In December Chiquita Panama will Resume Banana Exports

The company plans an initial investment of $30 million and the hiring of 3,000 workers in this first phase, according to the official statement.

The multinational Chiquita will resume banana exports in December of this year as part of its operational reactivation process for its production in the province of Bocas del Toro, Panama, which closed months ago due to a union dispute, the Ministry of Commerce and Industry (Mici) announced this Friday.  The announcement was made during a tour of its plantations conducted by national authorities and led by the Ministry of Commerce, as part of an exchange with Bocas del Toro producers also related to a possible commercial rapprochement with Mercosur, according to a Mici statement. 
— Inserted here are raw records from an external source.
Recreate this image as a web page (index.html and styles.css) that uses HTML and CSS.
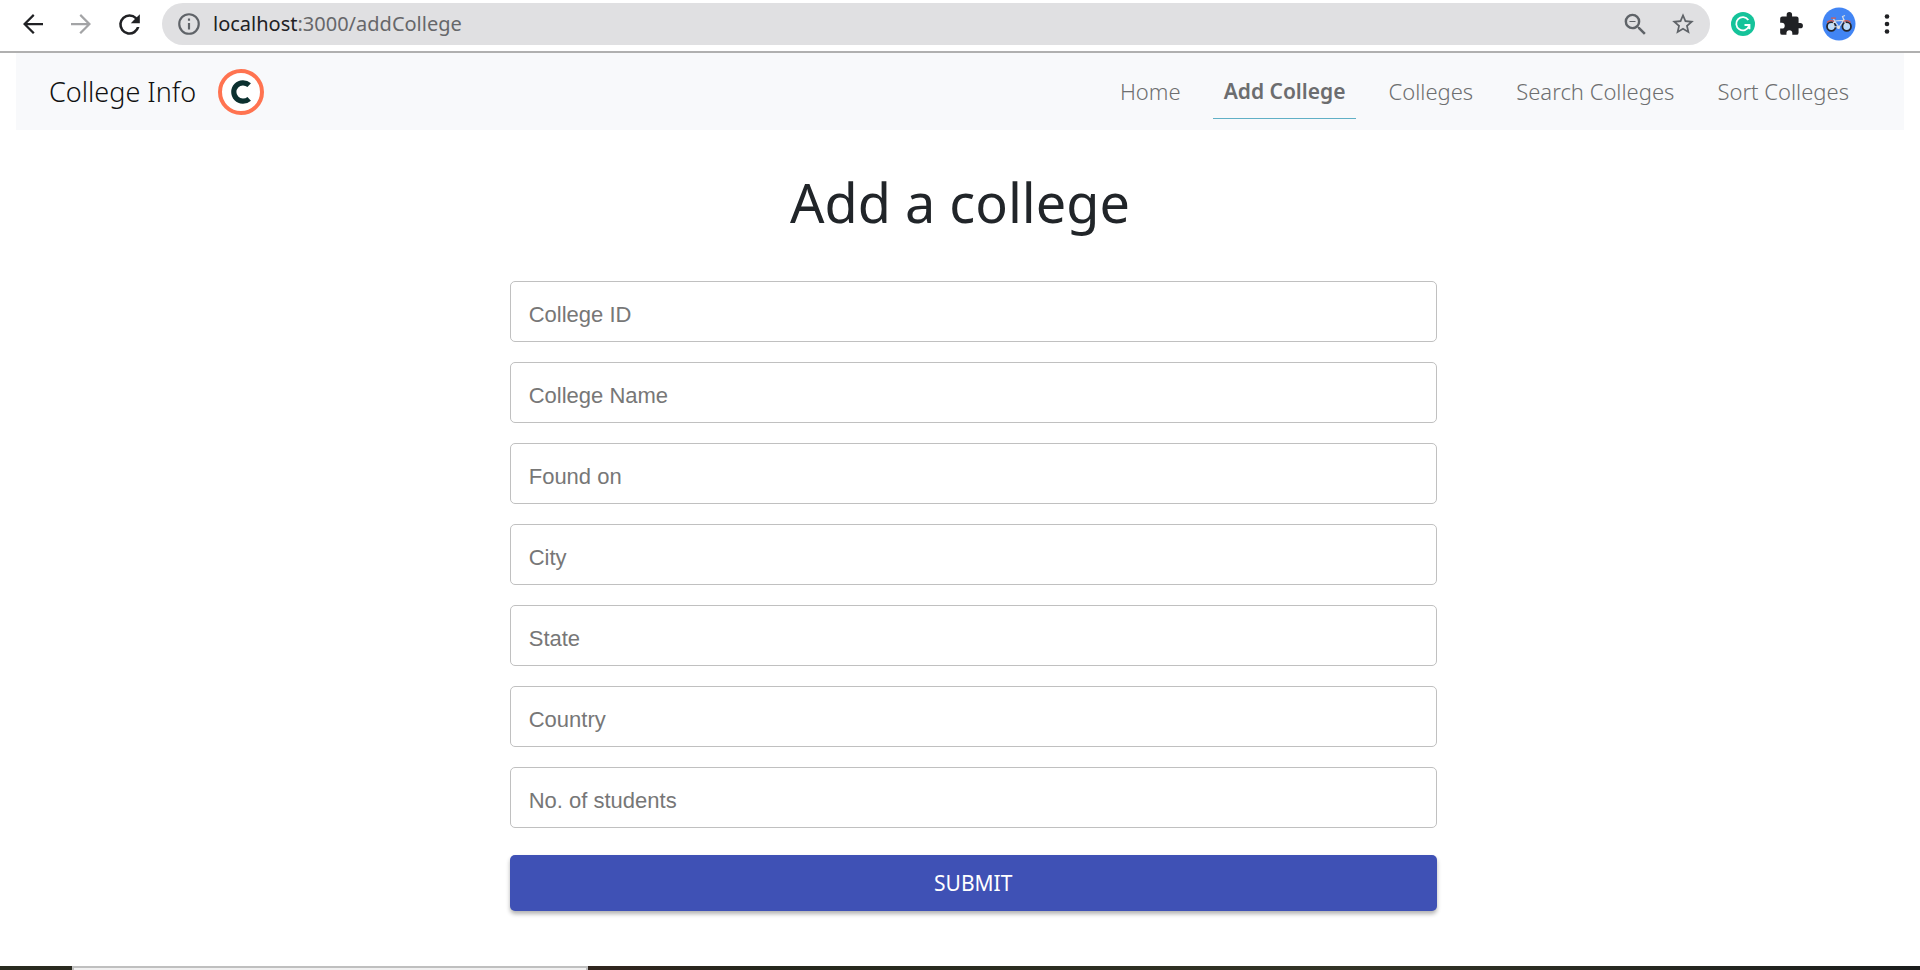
FILE: index.html
```html
<!DOCTYPE html>
<html lang="en">
<head>
<meta charset="utf-8">
<meta name="viewport" content="width=device-width, initial-scale=1">
<title>College Info</title>
<link rel="stylesheet" href="styles.css">
</head>
<body>
<div class="toolbar">
  <button class="tool" type="button" aria-label="Back"><svg width="30" height="30" viewBox="0 0 24 24" fill="#202124"><path d="M20 11.1H7.4l5.8-5.8L12 4l-8 8 8 8 1.3-1.3-5.9-5.8H20z"/></svg></button>
  <button class="tool" type="button" aria-label="Forward"><svg width="30" height="30" viewBox="0 0 24 24" fill="#a3a4a6"><path d="M4 11.1h12.600l-5.800-5.800L12 4l8 8-8 8-1.300-1.300 5.900-5.800H4z"/></svg></button>
  <button class="tool" type="button" aria-label="Reload"><svg width="31" height="31" viewBox="0 0 24 24" fill="#202124"><path d="M17.650 6.350A7.960 7.960 0 0 0 12 4a8 8 0 1 0 7.730 10h-2.080A6 6 0 1 1 12 6c1.660 0 3.140.69 4.220 1.780L13 11h7V4z"/></svg></button>
  <div class="address">
    <svg class="info" width="26" height="26" viewBox="0 0 24 24" fill="#5f6368"><path d="M11 7h2v2h-2zm0 4h2v6h-2zm1-9a10 10 0 1 0 0 20 10 10 0 0 0 0-20zm0 18a8 8 0 1 1 0-16 8 8 0 0 1 0 16z"/></svg>
    <div class="url"><span class="host">localhost</span>:3000/addCollege</div>
    <button class="tool" type="button" aria-label="Zoom"><svg width="29" height="29" viewBox="0 0 24 24" fill="#5f6368"><path d="M15.500 14h-.79l-.28-.27A6.470 6.470 0 0 0 16 9.500 6.500 6.500 0 1 0 9.500 16c1.610 0 3.090-.59 4.230-1.570l.27.28v.79l5 4.990L20.490 19zm-6 0a4.500 4.500 0 1 1 0-9 4.500 4.500 0 0 1 0 9zM7 9h5v1H7z"/></svg></button>
    <button class="tool" type="button" aria-label="Bookmark"><svg width="26" height="26" viewBox="0 0 24 24" fill="#5f6368"><path d="m22 9.240-7.190-.62L12 2 9.190 8.630 2 9.240l5.460 4.730L5.820 21 12 17.270 18.180 21l-1.630-7.030zM12 15.400l-3.760 2.270 1-4.280-3.320-2.880 4.380-.38L12 6.100l1.710 4.040 4.380.38-3.320 2.880 1 4.280z"/></svg></button>
  </div>
  <button class="tool" type="button" aria-label="Writing assistant"><svg width="24" height="24" viewBox="0 0 24 24"><circle cx="12" cy="12" r="12" fill="#15c39a"/><path d="M17.300 8A6.600 6.600 0 1 0 18 14.200M13.500 13h5v4.200" fill="none" stroke="#fff" stroke-width="1.800"/></svg></button>
  <button class="tool" type="button" aria-label="Extensions"><svg width="26" height="26" viewBox="0 0 24 24" fill="#202124"><path d="M20.500 11H19V7a2 2 0 0 0-2-2h-4V3.500a2.500 2.500 0 0 0-5 0V5H4a2 2 0 0 0-1.990 2v3.800H3.500a2.700 2.700 0 0 1 0 5.400H2V20a2 2 0 0 0 2 2h3.800v-1.500a2.700 2.700 0 0 1 5.400 0V22H17a2 2 0 0 0 2-2v-4h1.500a2.500 2.500 0 0 0 0-5z"/></svg></button>
  <button class="tool" type="button" aria-label="Profile"><svg width="34" height="34" viewBox="0 0 34 34"><circle cx="17" cy="17" r="16.500" fill="#4285f4"/><g fill="#b9dcff" stroke="#25262c" stroke-width="1.800"><circle cx="9.300" cy="19.500" r="4.300"/><circle cx="24.700" cy="19.500" r="4.300"/></g><g fill="none" stroke="#d9dde2" stroke-width="1.200"><path d="M9.300 19.500 12.500 14 21.500 13.500 17 20 12.500 14M9.300 19.500 17 20M24.700 19.500 20.500 9.500l2.500-1M12.500 14l-1-2.500"/></g><path d="M9 11.200h5M5 15.500q3-3 7-1M21.500 14.500q4-2 7 1" fill="none" stroke="#d8594e" stroke-width="1.300"/><circle cx="16.500" cy="20.500" r="1.500" fill="#e4e4e4"/></svg></button>
  <button class="tool" type="button" aria-label="Menu"><svg width="24" height="24" viewBox="0 0 24 24" fill="#202124"><circle cx="12" cy="4.500" r="2.300"/><circle cx="12" cy="12" r="2.300"/><circle cx="12" cy="19.500" r="2.300"/></svg></button>
</div>

<header class="navbar">
  <a class="brand" href="#">College Info
    <svg width="46" height="46" viewBox="0 0 46 46" aria-hidden="true"><circle cx="23" cy="23" r="21" fill="#fff" stroke="#ff7350" stroke-width="4"/><path d="M31.200 16.200A9.200 9.200 0 1 0 31.200 29.800" fill="none" stroke="#0b302f" stroke-width="5.200"/></svg>
  </a>
  <nav class="links">
    <a class="link" href="#">Home</a>
    <a class="link active" href="#" aria-current="page">Add College</a>
    <a class="link" href="#">Colleges</a>
    <a class="link" href="#">Search Colleges</a>
    <a class="link" href="#">Sort Colleges</a>
  </nav>
</header>

<main class="content">
  <h1 class="title">Add a college</h1>
  <form class="form">
    <input class="field" type="text" placeholder="College ID" aria-label="College ID">
    <input class="field" type="text" placeholder="College Name" aria-label="College Name">
    <input class="field" type="text" placeholder="Found on" aria-label="Found on">
    <input class="field" type="text" placeholder="City" aria-label="City">
    <input class="field" type="text" placeholder="State" aria-label="State">
    <input class="field" type="text" placeholder="Country" aria-label="Country">
    <input class="field" type="text" placeholder="No. of students" aria-label="No. of students">
    <button class="submit" type="submit">SUBMIT</button>
  </form>
</main>

<div class="taskbar"><div class="search"></div></div>
</body>
</html>
```
FILE: styles.css
```css
* {
  box-sizing: border-box;
}

body {
  margin: 0;
  min-height: 100vh;
  display: flex;
  flex-direction: column;
  background: #fff;
  color: #212529;
  font-family: "Noto Sans", "Open Sans", sans-serif;
}

.toolbar {
  display: flex;
  align-items: center;
  padding: 3px 9px 6px;
  border-bottom: 2px solid #b0b0b0;
}

.tool {
  display: flex;
  align-items: center;
  justify-content: center;
  flex: none;
  width: 48px;
  height: 42px;
  padding: 0;
  border: 0;
  background: none;
}

.address {
  display: flex;
  flex: 1;
  align-items: center;
  margin: 0 9px;
  padding: 0 3px 0 14px;
  border-radius: 21px;
  background: #e0e0e2;
}

.info {
  flex: none;
}

.url {
  flex: 1;
  padding-left: 11px;
  color: #66676a;
  font-size: 20px;
  line-height: 42px;
}

.host {
  color: #202124;
}

.navbar {
  display: flex;
  align-items: center;
  justify-content: space-between;
  margin: 0 16px;
  padding: 11px 44px 11px 33px;
  background: #f8f9fb;
}

.brand {
  display: flex;
  align-items: center;
  gap: 22px;
  color: #111;
  font-size: 27px;
  font-weight: 300;
  line-height: 36px;
  text-decoration: none;
}

.links {
  display: flex;
  gap: 21px;
}

.link {
  padding: 11px 11px 10px;
  border-bottom: 1px solid transparent;
  color: #6e6f70;
  font-size: 22px;
  font-weight: 300;
  line-height: 33px;
  text-decoration: none;
}

.active {
  border-bottom-color: #61b0c6;
  color: #6c6d6f;
  font-size: 21px;
  font-weight: 600;
}

.content {
  flex: 1;
  padding: 40px 16px;
}

.title {
  margin: 0 0 46px;
  font-size: 54px;
  font-weight: 400;
  line-height: 65px;
  text-align: center;
}

.form {
  display: flex;
  flex-direction: column;
  gap: 20px;
  width: 49.1%;
  margin-left: 26.150%;
}

.field {
  width: 100%;
  height: 61px;
  padding: 6px 18px 0;
  border: 1px solid #c0c0c0;
  border-radius: 5px;
  background: #fff;
  color: #212529;
  font-family: "Liberation Sans", Arial, sans-serif;
  font-size: 22px;
}

.field::placeholder {
  color: #777;
  opacity: 1;
}

.submit {
  height: 56px;
  margin-top: 7px;
  border: 0;
  border-radius: 5px;
  background: #3f51b5;
  box-shadow: 0 3px 4px rgba(0, 0, 0, 0.3);
  color: #fff;
  font-family: inherit;
  font-size: 21px;
}

.taskbar {
  height: 4px;
  padding-left: 72px;
  background: linear-gradient(90deg, #292b20, #30251e 32%, #25271c 40%, #333426 70%, #1b1d1c);
}

.search {
  width: 27.9%;
  height: 4px;
  border: 2px solid #bfbfbf;
  border-bottom: 0;
  background: #f1f1f1;
}
```
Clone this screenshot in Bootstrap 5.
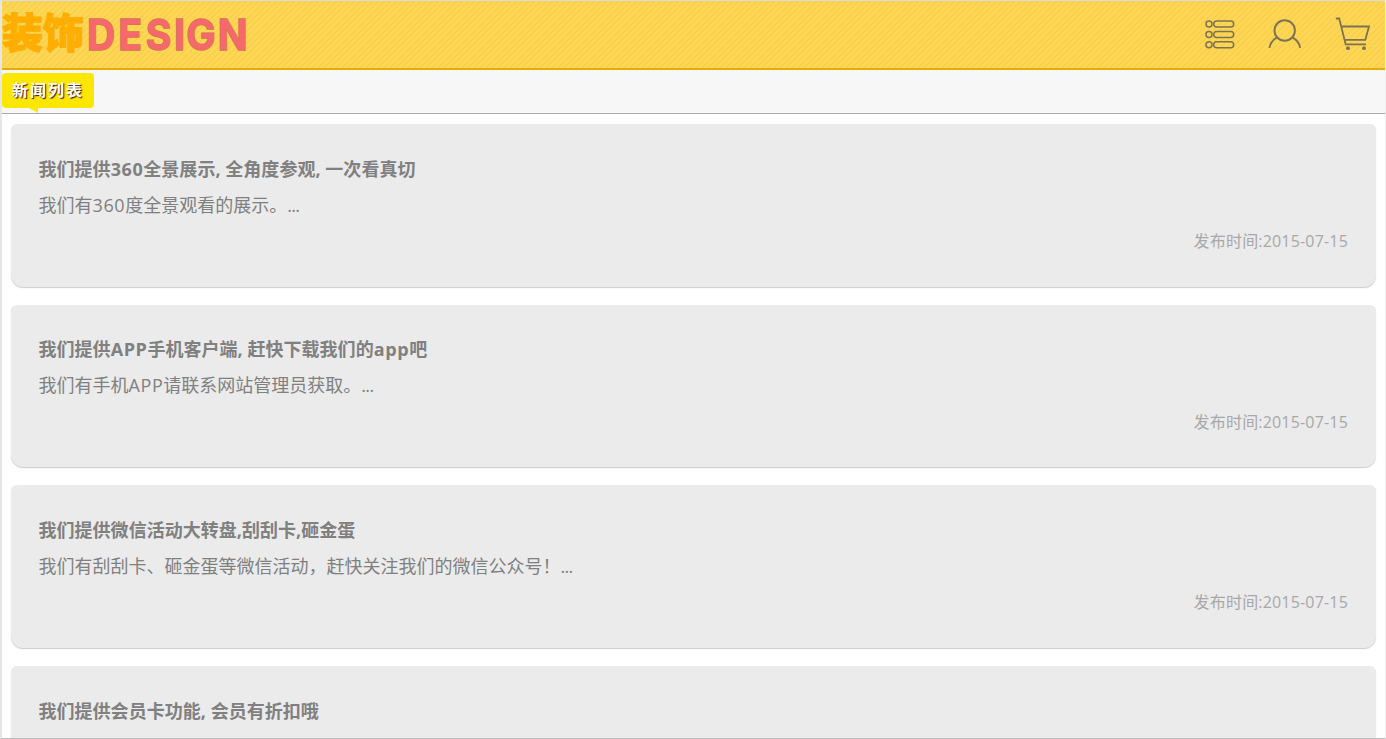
<!DOCTYPE html>
<html lang="zh-CN">
<head>
<meta charset="utf-8">
<meta name="viewport" content="width=device-width, initial-scale=1">
<title>新闻列表</title>
<link href="https://cdn.jsdelivr.net/npm/bootstrap@5.3.0/dist/css/bootstrap.min.css" rel="stylesheet">
<style>
  body { font-family: "Open Sans", "Noto Sans CJK SC", sans-serif; color: #808080; font-size: 18px; }
  .page-frame { height: 739px; border: 1px solid #dcdcdc; border-left: 2px solid #e6e6e6; border-right-color: #eee; border-bottom-color: #bbb; }
  .topbar { height: 69px; border-bottom: 2px solid #e0ad0c; background: #ffd64f repeating-linear-gradient(135deg, #ffd651 0 2.6px, #f3cb51 3.3px 3.5px, #ffd651 4.2426px); }
  .topbar svg { display: block; }
  .section-bar { height: 44px; background: #f7f7f7; border-bottom: 1px solid #aaa; padding-top: 3px; }
  .section-tag { width: 92px; height: 35px; line-height: 34px; background: #fde600; color: #fff; border-radius: 4px; font-size: 16px; letter-spacing: 2px; padding-left: 10px; text-shadow: 1px 1px 1px #411; }
  .section-tag::after { content: ""; position: absolute; left: 27px; top: 35px; border-top: 5px solid #fde600; border-left: 9px solid transparent; }
  .news-list { padding: 10px 9px 0; gap: 17.7px; }
  .news-item { flex: 0 0 162.9px; background: #ebebeb; border-radius: 6px 6px 12px 12px; padding: 26.8px 28px 0 27.5px; box-shadow: 0 1px 1px rgba(0,0,0,.2); color: inherit; }
  .news-item h2 { font-size: 18px; line-height: 36px; letter-spacing: .03px; }
  .news-item p { line-height: 36.4px; }
  .news-item time { font-size: 16px; line-height: 36px; color: #a8a8a8; letter-spacing: .18px; }
  .wide-latin { letter-spacing: .6px; }
  .ellipsis-dots { letter-spacing: -.7px; }
</style>
</head>
<body>
<div class="page-frame overflow-hidden d-flex flex-column">
  <header class="topbar flex-shrink-0 d-flex justify-content-between">
    <svg width="250" height="67" role="img" aria-label="装饰DESIGN">
      <text x="0" y="47" font-family="Noto Sans CJK SC" font-weight="900" font-size="41" fill="#ffae00" stroke="#ffae00" stroke-width="1.2" textLength="82" lengthAdjust="spacingAndGlyphs">装饰</text>
      <text transform="scale(.93 1)" x="91.5 125 154.5 185 198 232" y="49" font-family="Inter" font-weight="700" font-size="42" fill="#f6686c" stroke="#c9764f" stroke-width="1.4" paint-order="stroke">DESIGN</text>
    </svg>
    <nav>
      <svg width="200" height="67" viewBox="1185 1 200 67" fill="none" stroke="#7c7355" stroke-width="1.5">
        <g>
          <circle cx="1209" cy="24" r="3"/><rect x="1213.7" y="21" width="20" height="6" rx="3"/>
          <circle cx="1209" cy="34.5" r="3"/><rect x="1213.7" y="31.5" width="20" height="6" rx="3"/>
          <circle cx="1209" cy="44.8" r="3"/><rect x="1213.7" y="41.8" width="20" height="6" rx="3"/>
        </g>
        <g stroke-width="1.9"><circle cx="1284.7" cy="30.5" r="10.2"/><path d="M1277 37.4Q1270.5 41 1269.4 47.8M1292.4 37.4Q1299 41 1300.2 47.8"/></g>
        <g stroke-width="1.8"><path d="M1335.8 18.5H1339.2L1345.7 44.4H1366M1341.3 26.5H1369L1365.3 39.8H1344.5"/></g>
        <g fill="#7c7355" stroke="none"><circle cx="1348" cy="48.2" r="1.9"/><circle cx="1364" cy="48.2" r="1.9"/></g>
      </svg>
    </nav>
  </header>
  <div class="section-bar flex-shrink-0"><div class="section-tag position-relative fw-bold text-nowrap">新闻列表</div></div>
  <main class="news-list d-flex flex-column">
    <article class="news-item d-flex flex-column">
      <h2 class="fw-bold m-0">我们提供<span class="wide-latin">360</span>全景展示, 全角度参观, 一次看真切</h2>
      <p class="m-0">我们有<span class="wide-latin">360</span>度全景观看的展示。<span class="ellipsis-dots">...</span></p>
      <time class="align-self-end">发布时间:2015-07-15</time>
    </article>
    <article class="news-item d-flex flex-column">
      <h2 class="fw-bold m-0">我们提供<span class="wide-latin">APP</span>手机客户端, 赶快下载我们的<span class="wide-latin">app</span>吧</h2>
      <p class="m-0">我们有手机<span class="wide-latin">APP</span>请联系网站管理员获取。<span class="ellipsis-dots">...</span></p>
      <time class="align-self-end">发布时间:2015-07-15</time>
    </article>
    <article class="news-item d-flex flex-column">
      <h2 class="fw-bold m-0">我们提供微信活动大转盘,刮刮卡,砸金蛋</h2>
      <p class="m-0">我们有刮刮卡、砸金蛋等微信活动，赶快关注我们的微信公众号！<span class="ellipsis-dots">...</span></p>
      <time class="align-self-end">发布时间:2015-07-15</time>
    </article>
    <article class="news-item d-flex flex-column">
      <h2 class="fw-bold m-0">我们提供会员卡功能, 会员有折扣哦</h2>
    </article>
  </main>
</div>
<script src="https://cdn.jsdelivr.net/npm/bootstrap@5.3.0/dist/js/bootstrap.bundle.min.js"></script>
</body>
</html>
“The return of Chiquita marks a fundamental step in recovering an emblematic export and generating new opportunities for the province,” stated the Minister of Commerce and Industry, Julio Moltó, after visiting the plant with Wagner Beig, the administrative manager of Chiquita Corporations, who reiterated that the company plans an initial investment of $30 million and the hiring of 3,000 workers in this first stage, according to the official statement.  The Chiquita executive also explained that the second phase contemplates the creation of 2,000 additional jobs once export operations fully resume, while Moltó noted that this process is the result of coordinated efforts by the National Government, in conjunction with the Ministries of Labor and Agricultural Development. 

Chiquita Panama operated thousands of hectares in the western province of Bocas del Toro through a concession, but closed the business after the company’s union, Sitraibana, initiated a strike in April that lasted about two months in protest of a social security reform already in effect.  The transnational company laid off approximately 6,500 workers and reported losses of approximately $75 million due to the union strike, which was declared illegal by a labor court.  Chiquita is returning and will “modernize production under a model that is within Panamanian law called sharecropping, which allows the company to cede, without transferring (the land) to farmers to produce” the fruit, the Minister of Commerce explained on September 11. 

The transnational company is committed “to buying the fruit, regulating its production, and supporting” the farmers, “which will generate significantly more employment in the area, all under Chiquita’s standards,” the minister added during a speech at Panamanian President José Raúl Mulino’s weekly press conference.  Moltó recalled the terms of the agreement for the reactivation of banana production reached with Chiquita on August 29 in Brazil during a meeting between Mulino and the top executives of the Brazilian-owned transnational corporation. 

The Memorandum of Understanding between the government and Chiquita was signed in Brasilia during an official visit by President Mulino to Brazil, and “establishes a framework of cooperation for the reorganization of the Panamanian banana sector,” according to a statement from the Panamanian Presidency.  It is estimated that “Chiquita will invest $30 million to reactivate production on 5,000 hectares of banana land, and subsequent exports” under the new operating model, according to the report.  Bananas remained Panama’s main export product during the first quarter of this year, representing 17.5% of foreign sales, which in that period reached $324.4 million, the highest value in fifteen years, according to official statistics.